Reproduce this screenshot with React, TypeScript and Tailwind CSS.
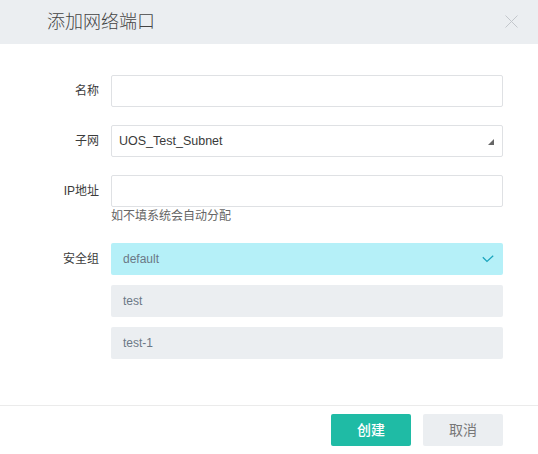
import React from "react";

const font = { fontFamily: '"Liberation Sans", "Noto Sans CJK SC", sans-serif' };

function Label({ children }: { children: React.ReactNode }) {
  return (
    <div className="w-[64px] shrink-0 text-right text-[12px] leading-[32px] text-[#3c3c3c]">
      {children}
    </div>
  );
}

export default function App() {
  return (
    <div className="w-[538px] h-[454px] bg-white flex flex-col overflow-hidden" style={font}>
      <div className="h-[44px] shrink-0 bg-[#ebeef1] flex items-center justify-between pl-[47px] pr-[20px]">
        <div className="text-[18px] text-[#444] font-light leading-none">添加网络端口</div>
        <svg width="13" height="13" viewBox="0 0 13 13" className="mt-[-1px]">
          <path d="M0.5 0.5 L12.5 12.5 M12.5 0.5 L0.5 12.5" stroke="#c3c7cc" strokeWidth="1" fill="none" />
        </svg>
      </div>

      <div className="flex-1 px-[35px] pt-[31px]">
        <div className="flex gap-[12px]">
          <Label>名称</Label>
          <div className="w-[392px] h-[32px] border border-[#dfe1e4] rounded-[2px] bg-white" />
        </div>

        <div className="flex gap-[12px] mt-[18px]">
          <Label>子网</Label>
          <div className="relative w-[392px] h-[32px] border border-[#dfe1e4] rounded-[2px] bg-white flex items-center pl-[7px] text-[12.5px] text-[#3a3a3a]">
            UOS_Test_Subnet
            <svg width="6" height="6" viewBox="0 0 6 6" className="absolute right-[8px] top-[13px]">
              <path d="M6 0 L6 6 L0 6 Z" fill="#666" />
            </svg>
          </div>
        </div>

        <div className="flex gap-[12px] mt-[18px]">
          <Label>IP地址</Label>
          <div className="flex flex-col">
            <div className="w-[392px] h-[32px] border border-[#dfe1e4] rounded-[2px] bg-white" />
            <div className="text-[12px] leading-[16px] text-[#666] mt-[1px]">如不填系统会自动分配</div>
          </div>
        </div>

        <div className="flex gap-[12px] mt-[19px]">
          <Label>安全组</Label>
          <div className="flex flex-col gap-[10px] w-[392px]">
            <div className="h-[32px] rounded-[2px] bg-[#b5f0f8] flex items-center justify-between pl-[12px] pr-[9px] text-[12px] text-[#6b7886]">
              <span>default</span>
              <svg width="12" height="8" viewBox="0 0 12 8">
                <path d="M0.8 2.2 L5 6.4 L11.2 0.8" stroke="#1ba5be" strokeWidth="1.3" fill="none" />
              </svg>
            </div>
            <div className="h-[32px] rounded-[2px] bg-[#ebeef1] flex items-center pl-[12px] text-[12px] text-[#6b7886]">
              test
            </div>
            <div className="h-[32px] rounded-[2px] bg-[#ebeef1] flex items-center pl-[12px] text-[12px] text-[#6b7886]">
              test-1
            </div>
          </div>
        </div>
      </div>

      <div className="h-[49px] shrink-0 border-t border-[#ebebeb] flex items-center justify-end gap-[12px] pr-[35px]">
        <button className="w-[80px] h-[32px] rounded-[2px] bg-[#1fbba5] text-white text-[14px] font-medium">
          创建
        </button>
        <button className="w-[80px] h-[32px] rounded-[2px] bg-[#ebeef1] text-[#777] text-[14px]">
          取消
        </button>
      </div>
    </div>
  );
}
----
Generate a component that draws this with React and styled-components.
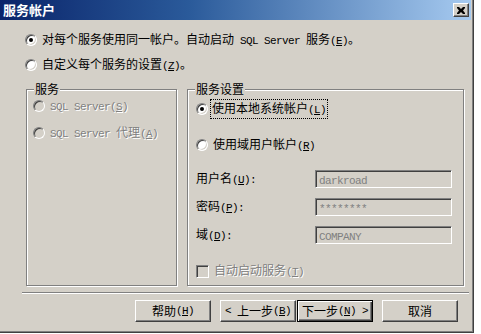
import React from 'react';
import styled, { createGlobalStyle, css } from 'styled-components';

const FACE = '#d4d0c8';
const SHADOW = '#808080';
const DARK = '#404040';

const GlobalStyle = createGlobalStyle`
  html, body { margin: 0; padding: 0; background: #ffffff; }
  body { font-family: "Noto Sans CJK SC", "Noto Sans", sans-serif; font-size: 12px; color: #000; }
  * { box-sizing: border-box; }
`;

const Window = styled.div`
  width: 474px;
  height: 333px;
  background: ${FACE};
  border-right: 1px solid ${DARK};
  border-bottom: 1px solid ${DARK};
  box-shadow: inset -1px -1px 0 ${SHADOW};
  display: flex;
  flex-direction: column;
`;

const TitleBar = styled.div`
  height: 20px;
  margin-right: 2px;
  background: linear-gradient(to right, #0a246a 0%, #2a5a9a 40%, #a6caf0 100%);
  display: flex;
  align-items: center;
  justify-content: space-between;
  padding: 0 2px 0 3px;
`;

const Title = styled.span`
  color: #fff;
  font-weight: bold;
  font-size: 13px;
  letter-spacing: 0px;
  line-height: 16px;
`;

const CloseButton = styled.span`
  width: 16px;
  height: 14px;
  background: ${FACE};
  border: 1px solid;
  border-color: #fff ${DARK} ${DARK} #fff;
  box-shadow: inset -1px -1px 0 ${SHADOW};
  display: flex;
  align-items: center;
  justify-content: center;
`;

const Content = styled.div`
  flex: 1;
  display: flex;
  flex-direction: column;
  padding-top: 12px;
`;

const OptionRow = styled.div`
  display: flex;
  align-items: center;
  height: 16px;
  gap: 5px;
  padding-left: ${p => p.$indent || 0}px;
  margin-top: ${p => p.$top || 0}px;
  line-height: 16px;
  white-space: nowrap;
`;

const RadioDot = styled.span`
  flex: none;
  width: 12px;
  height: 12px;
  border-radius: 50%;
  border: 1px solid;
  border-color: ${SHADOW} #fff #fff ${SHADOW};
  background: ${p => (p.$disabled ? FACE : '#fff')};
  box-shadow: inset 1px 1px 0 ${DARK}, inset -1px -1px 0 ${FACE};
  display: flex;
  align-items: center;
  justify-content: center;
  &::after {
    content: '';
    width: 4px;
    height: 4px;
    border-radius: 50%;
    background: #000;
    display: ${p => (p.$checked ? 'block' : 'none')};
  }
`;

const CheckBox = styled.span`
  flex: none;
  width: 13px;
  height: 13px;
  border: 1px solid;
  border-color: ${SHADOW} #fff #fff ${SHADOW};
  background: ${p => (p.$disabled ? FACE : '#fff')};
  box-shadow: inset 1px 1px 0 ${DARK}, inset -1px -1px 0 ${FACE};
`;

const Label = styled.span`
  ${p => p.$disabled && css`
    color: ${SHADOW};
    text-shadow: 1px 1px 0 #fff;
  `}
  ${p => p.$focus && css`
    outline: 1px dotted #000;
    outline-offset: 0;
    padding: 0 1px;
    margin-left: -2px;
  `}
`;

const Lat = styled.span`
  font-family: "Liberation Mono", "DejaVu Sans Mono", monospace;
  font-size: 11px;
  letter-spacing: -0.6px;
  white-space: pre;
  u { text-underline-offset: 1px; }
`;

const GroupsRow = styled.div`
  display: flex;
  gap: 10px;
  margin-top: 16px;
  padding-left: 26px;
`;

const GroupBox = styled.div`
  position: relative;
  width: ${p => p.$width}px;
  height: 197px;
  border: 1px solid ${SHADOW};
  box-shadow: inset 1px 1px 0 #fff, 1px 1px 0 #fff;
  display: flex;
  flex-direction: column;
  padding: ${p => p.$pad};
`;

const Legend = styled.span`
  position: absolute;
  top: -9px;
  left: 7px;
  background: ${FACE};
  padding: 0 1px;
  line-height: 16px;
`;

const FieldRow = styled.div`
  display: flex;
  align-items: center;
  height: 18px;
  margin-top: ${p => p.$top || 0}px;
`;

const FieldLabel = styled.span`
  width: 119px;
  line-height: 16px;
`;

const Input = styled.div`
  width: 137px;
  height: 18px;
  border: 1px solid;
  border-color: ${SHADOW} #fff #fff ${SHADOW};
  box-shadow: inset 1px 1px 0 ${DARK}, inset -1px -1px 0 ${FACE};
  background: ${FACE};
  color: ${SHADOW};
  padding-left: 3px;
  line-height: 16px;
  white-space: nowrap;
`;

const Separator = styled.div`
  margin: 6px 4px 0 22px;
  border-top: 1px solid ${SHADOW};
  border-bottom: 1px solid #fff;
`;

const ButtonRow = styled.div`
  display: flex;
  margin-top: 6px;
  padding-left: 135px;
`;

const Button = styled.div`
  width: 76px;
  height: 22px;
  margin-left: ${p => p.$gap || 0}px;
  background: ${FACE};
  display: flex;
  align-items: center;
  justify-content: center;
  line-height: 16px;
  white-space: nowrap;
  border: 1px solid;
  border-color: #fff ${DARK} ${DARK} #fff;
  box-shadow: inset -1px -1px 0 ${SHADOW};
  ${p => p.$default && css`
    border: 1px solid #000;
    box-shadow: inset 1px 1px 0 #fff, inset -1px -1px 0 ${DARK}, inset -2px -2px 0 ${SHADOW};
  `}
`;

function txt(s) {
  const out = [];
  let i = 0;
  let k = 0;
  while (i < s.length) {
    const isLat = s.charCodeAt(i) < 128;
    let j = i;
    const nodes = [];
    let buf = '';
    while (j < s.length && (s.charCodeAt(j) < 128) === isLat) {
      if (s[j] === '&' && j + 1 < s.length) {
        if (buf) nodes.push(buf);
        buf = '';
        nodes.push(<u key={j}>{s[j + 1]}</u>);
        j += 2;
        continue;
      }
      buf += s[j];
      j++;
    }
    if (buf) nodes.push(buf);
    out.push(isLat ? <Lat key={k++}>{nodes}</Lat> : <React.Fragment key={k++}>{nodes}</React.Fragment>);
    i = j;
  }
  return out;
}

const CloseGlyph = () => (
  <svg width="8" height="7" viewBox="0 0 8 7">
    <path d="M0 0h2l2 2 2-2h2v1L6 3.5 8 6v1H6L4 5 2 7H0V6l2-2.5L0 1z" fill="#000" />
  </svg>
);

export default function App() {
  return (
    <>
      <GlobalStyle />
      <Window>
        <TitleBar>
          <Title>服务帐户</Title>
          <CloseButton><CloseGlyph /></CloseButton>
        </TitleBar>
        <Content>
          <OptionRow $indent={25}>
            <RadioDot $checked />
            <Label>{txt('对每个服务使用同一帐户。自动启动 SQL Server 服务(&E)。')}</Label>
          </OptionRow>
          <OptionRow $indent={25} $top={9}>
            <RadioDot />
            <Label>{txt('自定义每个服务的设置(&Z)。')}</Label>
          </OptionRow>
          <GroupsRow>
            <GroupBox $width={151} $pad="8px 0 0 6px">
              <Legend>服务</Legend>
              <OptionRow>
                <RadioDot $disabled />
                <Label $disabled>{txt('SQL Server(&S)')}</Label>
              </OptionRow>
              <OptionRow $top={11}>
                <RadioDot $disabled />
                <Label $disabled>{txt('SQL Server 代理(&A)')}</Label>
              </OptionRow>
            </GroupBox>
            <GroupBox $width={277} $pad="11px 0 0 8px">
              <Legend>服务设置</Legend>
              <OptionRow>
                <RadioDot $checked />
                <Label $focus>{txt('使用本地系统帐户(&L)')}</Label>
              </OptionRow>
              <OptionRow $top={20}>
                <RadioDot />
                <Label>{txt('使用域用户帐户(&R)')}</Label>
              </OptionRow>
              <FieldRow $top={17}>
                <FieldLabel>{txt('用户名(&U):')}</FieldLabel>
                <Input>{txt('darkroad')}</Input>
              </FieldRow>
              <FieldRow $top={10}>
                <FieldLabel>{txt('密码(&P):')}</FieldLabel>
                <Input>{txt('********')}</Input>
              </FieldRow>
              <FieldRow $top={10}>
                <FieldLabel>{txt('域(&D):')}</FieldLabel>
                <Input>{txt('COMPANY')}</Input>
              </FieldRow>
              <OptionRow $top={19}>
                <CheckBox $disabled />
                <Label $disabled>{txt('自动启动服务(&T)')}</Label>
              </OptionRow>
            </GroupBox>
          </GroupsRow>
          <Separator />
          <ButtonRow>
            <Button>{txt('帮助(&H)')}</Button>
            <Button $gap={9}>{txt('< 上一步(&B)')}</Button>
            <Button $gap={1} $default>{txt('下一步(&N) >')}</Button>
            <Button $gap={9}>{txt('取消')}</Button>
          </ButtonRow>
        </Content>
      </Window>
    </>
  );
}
----
### Task prompt
Begin at the line containing "Generate a component", end at the line containing "const DARK = '#404040';", and copy those lines word for word, both included. Skip pictures.

### Finished task
Generate a component that draws this with React and styled-components.
import React from 'react';
import styled, { createGlobalStyle, css } from 'styled-components';

const FACE = '#d4d0c8';
const SHADOW = '#808080';
const DARK = '#404040';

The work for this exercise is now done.